- "I think the golf renaissance is about to blow up thanks in part to the Tiger Woods effect, and right now the best pure play on the industry is Acushnet Holdings," CNBC's Jim Cramer says.
- "Those Tiger Woods mock neck golf shirts, well they're already sold out in several colors on Nike's website. This is a small piece of the pie, but it can't hurt," the "Mad Money" host says.
- CBS, Discovery, and Comcast could make for good plays that have golf ties, he says.
The golfing industry might be in for a windfall after Tiger Woods clinched his fifth Masters win on Sunday, CNBC's Jim Cramer said.
"I think the golf renaissance is about to blow up thanks in part to the Tiger Woods effect, and right now the best pure play on the industry is Acushnet Holdings," the "Mad Money" host said Monday. "That said, if you'd prefer something more beaten down, I still like Callaway down here. I just think it's more risky."
Cramer said superstars are great for selling merchandise and Woods' decade-long comeback story could help trigger a faster recovery in the "seemingly boring sport" of golf.
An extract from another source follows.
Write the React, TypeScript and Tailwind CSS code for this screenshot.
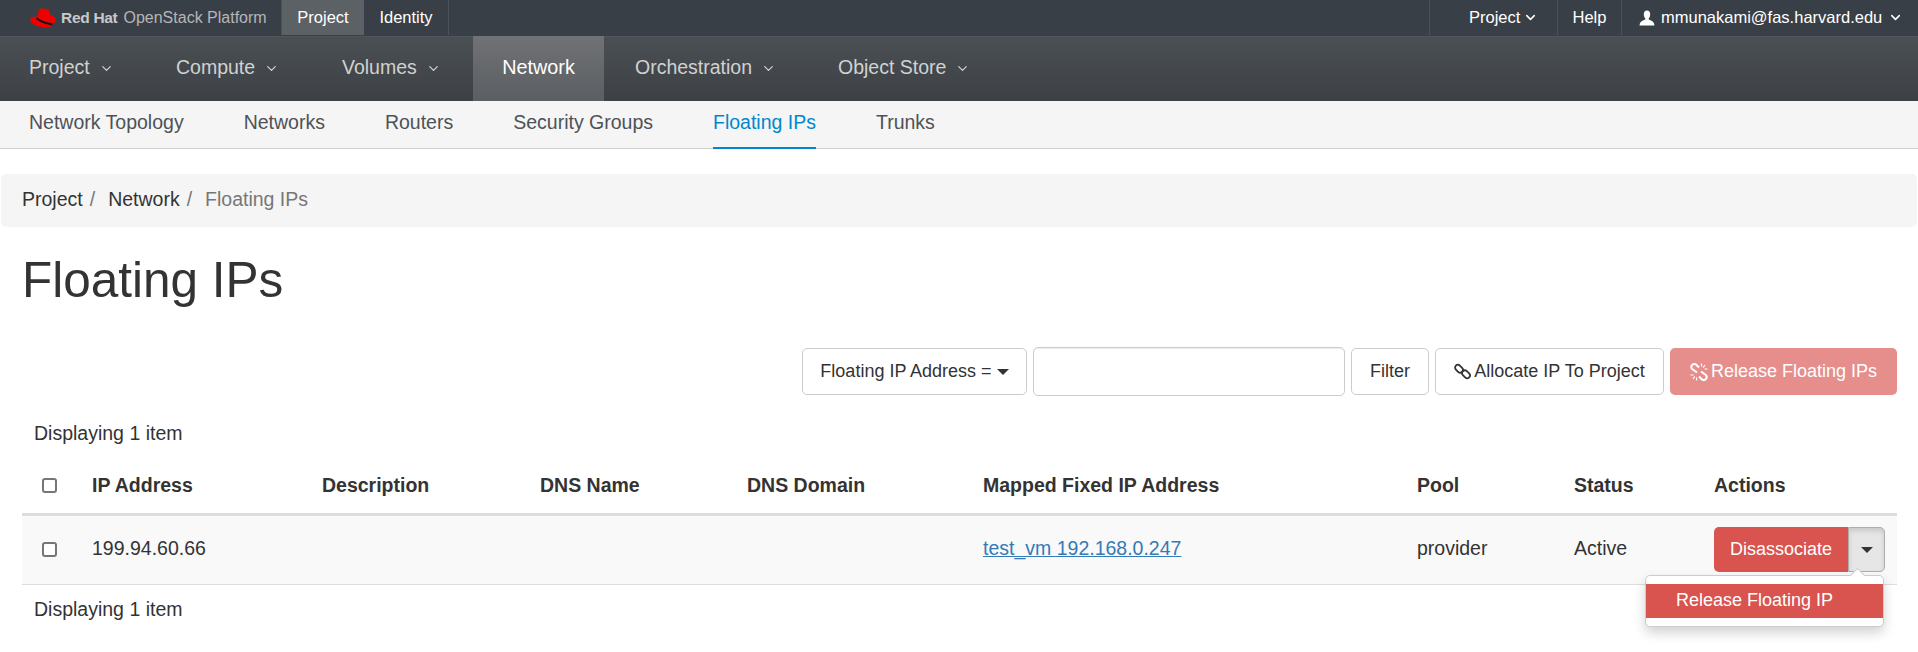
import React from 'react';
import { ChevronDown } from 'lucide-react';

const FONT = 'font-["Liberation_Sans",Arial,sans-serif]';

function Caret({ className = '' }: { className?: string }) {
  return (
    <span
      className={`inline-block w-0 h-0 border-x-[6px] border-x-transparent border-t-[6px] border-t-[#333] ${className}`}
    />
  );
}

function RedHatLogo() {
  return (
    <svg width="28" height="24" viewBox="0 0 28 24" aria-hidden="true">
      <path d="M8 12 L9.5 5.5 C10 3 11.5 1.5 14 2.4 C16 3 17.4 2.6 18.5 3 C20 3.6 20.6 6 21 8.5 C24 10 27 11.5 27 14.5 C27 17 24.5 17.5 21.5 16.8 C16 15.5 11 14 8 12 Z" fill="#e00" />
      <path d="M7.8 10.6 C5 10.8 1.2 11.3 1.2 14 C1.2 17.5 8 21 16 21.5 C21 21.8 23.5 20.5 23.5 18 C18 17.5 10 14.5 7.8 10.6 Z" fill="#e00" />
      <path d="M7.8 11.4 C11 14 16 16.2 23 17.6 L23.4 19.4 C16 18.4 9.5 15.6 7 12.6 Z" fill="#111" />
    </svg>
  );
}

function UserGlyph() {
  return (
    <svg width="16" height="16" viewBox="0 0 16 16" fill="white" aria-hidden="true">
      <path d="M8 0.5 C5.9 0.5 4.8 2 4.8 4.2 C4.8 6 5.5 7.6 6.3 8.4 L6.3 9.6 C4.2 10.6 0.6 11.4 0.6 15.5 L15.4 15.5 C15.4 11.4 11.8 10.6 9.7 9.6 L9.7 8.4 C10.5 7.6 11.2 6 11.2 4.2 C11.2 2 10.1 0.5 8 0.5 Z" />
    </svg>
  );
}

function LinkIcon({ className = '' }: { className?: string }) {
  return (
    <svg width="17" height="17" viewBox="0 0 17 17" fill="none" stroke="currentColor" strokeWidth="1.8" className={className} aria-hidden="true">
      <rect x="0.6" y="2.9" width="8.8" height="5.6" rx="2.8" transform="rotate(45 5 5.7)" />
      <rect x="7.6" y="8.5" width="8.8" height="5.6" rx="2.8" transform="rotate(45 12 11.3)" />
    </svg>
  );
}

function UnlinkIcon({ className = '' }: { className?: string }) {
  return (
    <svg width="18" height="18" viewBox="0 0 18 18" fill="none" stroke="currentColor" strokeWidth="2" className={className} aria-hidden="true">
      <path d="M9 4.5 L6.5 2 A2.8 2.8 0 0 0 2.2 6 L7 9.5" />
      <path d="M9 13.5 L11.5 16 A2.8 2.8 0 0 0 15.8 12 L11 8.5" />
      <path d="M11.5 0.5 V3.5 M15 2 L13.2 4.6 M17.5 6 H14.5 M0.5 12 H3.5 M3 16 L4.8 13.4 M6.5 17.5 V14.5" strokeWidth="1.2" />
    </svg>
  );
}

function Checkbox() {
  return <span className="block w-[15px] h-[15px] rounded-[3px] border-2 border-[#767676] bg-white" />;
}

const mainNav = [
  { label: 'Project', w: 'w-[147px]', pad: 'pl-[29px]', caret: true },
  { label: 'Compute', w: 'w-[166px]', pad: 'pl-[29px]', caret: true },
  { label: 'Volumes', w: 'w-[160px]', pad: 'pl-[29px]', caret: true },
  { label: 'Network', w: 'w-[131px]', pad: '', active: true },
  { label: 'Orchestration', w: 'w-[203px]', pad: 'pl-[31px]', caret: true },
  { label: 'Object Store', w: 'w-[190px]', pad: 'pl-[31px]', caret: true },
];

const subNav = ['Network Topology', 'Networks', 'Routers', 'Security Groups', 'Floating IPs', 'Trunks'];

export default function App() {
  return (
    <div className={`${FONT} w-[1918px] h-[652px] overflow-hidden bg-white text-[19.5px] text-[#333]`}>
      {/* Masthead */}
      <div className="h-[36px] flex items-stretch bg-[#393f47] text-white text-[16.5px]">
        <div className="w-[282px] pl-[29px] flex items-center gap-[4px] border-r border-[#4d5258] mb-[1px]">
          <RedHatLogo />
          <span className="text-[15.5px] font-bold text-[#c8c9cb] tracking-[-0.3px] whitespace-nowrap">Red Hat</span>
          <span className="ml-[2px] text-[16px] text-[#b4b6b9] whitespace-nowrap">OpenStack Platform</span>
        </div>
        <div className="w-[82px] flex items-center justify-center bg-[#5c6165] mb-[1px]">Project</div>
        <div className="w-[85px] flex items-center justify-center border-r border-[#4d5258] mb-[1px]">Identity</div>
        <div className="ml-auto flex items-stretch">
          <div className="w-[128px] pl-[39px] flex items-center gap-[3px] border-l border-[#4d5258] mb-[1px]">
            Project <ChevronDown size={15} strokeWidth={2.5} />
          </div>
          <div className="w-[64px] flex items-center justify-center border-l border-[#4d5258] mb-[1px]">Help</div>
          <div className="w-[297px] flex items-center pl-[17px] gap-[6px] border-l border-[#4d5258] mb-[1px] whitespace-nowrap">
            <UserGlyph />
            mmunakami@fas.harvard.edu <ChevronDown size={15} strokeWidth={2.5} />
          </div>
        </div>
      </div>

      {/* Main nav */}
      <div className="h-[65px] flex items-stretch border-t border-[#4f555a] bg-gradient-to-b from-[#4a4f53] to-[#3d4145] text-[19.5px] text-[#d1d1d1]">
        {mainNav.map((item) => (
          <div
            key={item.label}
            className={
              item.active
                ? `${item.w} -mt-[1px] pb-[2px] flex items-center justify-center bg-gradient-to-b from-[#707275] to-[#5b5e62] text-[19.8px] text-white`
                : `${item.w} ${item.pad} pb-[2px] flex items-center gap-[9px]`
            }
          >
            {item.label}
            {item.caret && <ChevronDown size={15} strokeWidth={2} />}
          </div>
        ))}
      </div>

      {/* Sub nav */}
      <div className="h-[48px] pl-[29px] flex items-stretch gap-[60px] bg-[#f5f5f5] border-b border-[#d1d1d1] text-[19.5px] text-[#4d5258]">
        {subNav.map((label) =>
          label === 'Floating IPs' ? (
            <div key={label} className="flex items-center pb-[3px] border-b-2 border-[#0088ce] text-[#0088ce] h-[48px]">
              {label}
            </div>
          ) : (
            <div key={label} className="flex items-center pb-[3px]">
              {label}
            </div>
          )
        )}
      </div>

      <div className="px-[1px] pt-[25px]">
        {/* Breadcrumb */}
        <div className="h-[53px] pl-[21px] pb-[2px] flex items-center rounded-[5px] bg-[#f5f5f5] text-[19.5px]">
          <span className="text-[#333]">Project</span>
          <span className="text-[#777] ml-[7px] mr-[13px]">/</span>
          <span className="text-[#333]">Network</span>
          <span className="text-[#777] ml-[7px] mr-[13px]">/</span>
          <span className="text-[#777]">Floating IPs</span>
        </div>

        {/* Page title */}
        <h1 className="ml-[21px] mt-[25px] text-[49.5px] leading-[56px] font-normal text-[#333]">Floating IPs</h1>

        {/* Filter actions */}
        <div className="mt-[39px] pr-[20px] flex justify-end items-center text-[18px]">
          <button className="h-[47px] w-[225px] flex items-center justify-center gap-[5px] rounded-[5px] border border-[#ccc] bg-white">
            Floating IP Address = <Caret />
          </button>
          <input className="ml-[6px] h-[49px] w-[312px] rounded-[5px] border border-[#ccc] bg-white shadow-[inset_0_1px_1px_rgba(0,0,0,0.075)]" />
          <button className="ml-[6px] h-[47px] w-[78px] rounded-[5px] border border-[#ccc] bg-white">Filter</button>
          <button className="ml-[6px] h-[47px] w-[229px] flex items-center justify-center gap-[3px] rounded-[5px] border border-[#ccc] bg-white">
            <LinkIcon /> Allocate IP To Project
          </button>
          <button className="ml-[6px] h-[47px] w-[227px] flex items-center justify-center gap-[3px] rounded-[5px] bg-[#e58e8c] text-white">
            <UnlinkIcon /> Release Floating IPs
          </button>
        </div>

        {/* Table */}
        <div className="relative mx-[21px] mt-[12px]">
          <div className="h-[50px] pl-[12px] pt-[1px] flex items-center">Displaying 1 item</div>
          <table className="w-[1875px] table-fixed border-collapse text-left text-[19.5px]">
            <thead>
              <tr className="h-[56px] border-b-[3px] border-[#ddd] font-bold">
                <th className="w-[70px] pl-[20px]"><Checkbox /></th>
                <th className="w-[230px]">IP Address</th>
                <th className="w-[218px]">Description</th>
                <th className="w-[207px]">DNS Name</th>
                <th className="w-[236px]">DNS Domain</th>
                <th className="w-[434px]">Mapped Fixed IP Address</th>
                <th className="w-[157px]">Pool</th>
                <th className="w-[140px]">Status</th>
                <th>Actions</th>
              </tr>
            </thead>
            <tbody>
              <tr className="h-[70px] bg-[#f9f9f9] border-b border-[#ddd]">
                <td className="pl-[20px]"><Checkbox /></td>
                <td className="pb-[2px]">199.94.60.66</td>
                <td />
                <td />
                <td />
                <td className="pb-[2px]"><span className="text-[#337ab7] underline">test_vm 192.168.0.247</span></td>
                <td className="pb-[2px]">provider</td>
                <td className="pb-[2px]">Active</td>
                <td>
                  <div className="flex items-center">
                    <span className="h-[45px] w-[134px] flex items-center justify-center rounded-l-[5px] bg-[#d9534f] text-white text-[18px]">Disassociate</span>
                    <span className="h-[45px] w-[37px] flex items-center justify-center rounded-r-[5px] border border-[#adadad] bg-[#e6e6e6] shadow-[inset_0_3px_5px_rgba(0,0,0,0.125)]">
                      <Caret />
                    </span>
                  </div>
                </td>
              </tr>
            </tbody>
          </table>
          <div className="h-[50px] pl-[12px] flex items-center">Displaying 1 item</div>

          {/* Open actions menu */}
          <div className="absolute right-[12px] top-[167px] w-[239px] h-[52px] py-[8px] rounded-[5px] border border-[#ccc] bg-white shadow-[0_6px_12px_rgba(0,0,0,0.175)]">
            <div className="absolute right-[20px] -top-[6px] w-[11px] h-[11px] rotate-45 border-l border-t border-[#ccc] bg-white" />
            <div className="relative h-[34px] pl-[30px] pb-[1px] flex items-center bg-[#d9534f] text-white text-[18px] whitespace-nowrap">
              Release Floating IP
            </div>
          </div>
        </div>
      </div>
    </div>
  );
}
Interest in the game, typically popular among older generations, has picked up among millennials with the introduction of interactive concepts like TopGolf, he said.
The fun-focused TopGolf courses can be enjoyed by professionals and beginners alike.
Stocks connected to golf and Woods rallied on Monday.
Superstars are great at selling merchandise. Callaway and Acushnet gained 1.45% and 1.65%, respectively, while Nike gained 0.7%. The athletic apparel giant took a gamble in 2009 by keeping its sponsorship deal with Woods after years of negative headlines for the golfer. Woods' victory on Sunday is reportedly worth $22.5 million for the sports apparel brand.
Cramer also noted that Nike also sponsors Francesco Molinari and Tony Finau, who tied for fifth in the tournament at Augusta National Golf Course in Georgia.
"Those Tiger Woods mock neck golf shirts, well they're already sold out in several colors on Nike's website. This is a small piece of the pie, but it can't hurt," Cramer said.
Cramer first recommended Callaway in 2016 when the stock was at $11.50. The golf equipment seller climbed north of $24 last September before dropping to about $14 during the fourth-quarter sell-off, he said. The stock finished trading at $16.78 on Monday. The host said the stock is cheap at current levels, selling at about 15-times earnings.
The company is facing further pressure for borrowing $476 million to buy Jack Wolfskin, a Germany-based manufacturer of outdoor wear and equipment, Cramer added. It would no longer be a "pure play" on golf once the deal goes through, he said.
"They're talking about a down year, in part because the Jack Wolfskin deal. It's weighing more heavily on the numbers than they expected," Cramer said. "That said, Callaway's got a great track record when it comes to buying other businesses, so maybe they deliver the benefit ... of the doubt."
Cramer first recommended Acushnet last April at a share price of roughly $23. The company put together some good quarters and the stock gained about 18% by August before also breaking down during the end-of-the-year market sell-off, he said. Acushnet has 70% market share in the highest-end golf balls, Cramer said.
The stock ended Monday's session below $24, and there's a strong bull case for the company.
"Acushnet has also embraced personalization — they're selling more and more custom merchandise that carries much higher margins," Cramer said. "Best of all, this one is inexpensive, people, [selling for] less than 15 times next year's numbers. And unlike Callaway, there's no hair on this one, which is why Acushnet is now my favorite go-to golf stock."
Other companies with golf ties that piqued Cramer's interest included CBS, which broadcasts the Masters, Discovery, which has an exclusive multi-year content deal with Woods, and Comcast, the CNBC parent that also owns The Golf Channel.
Disclosure: Cramer's charitable trust owns shares of Comcast.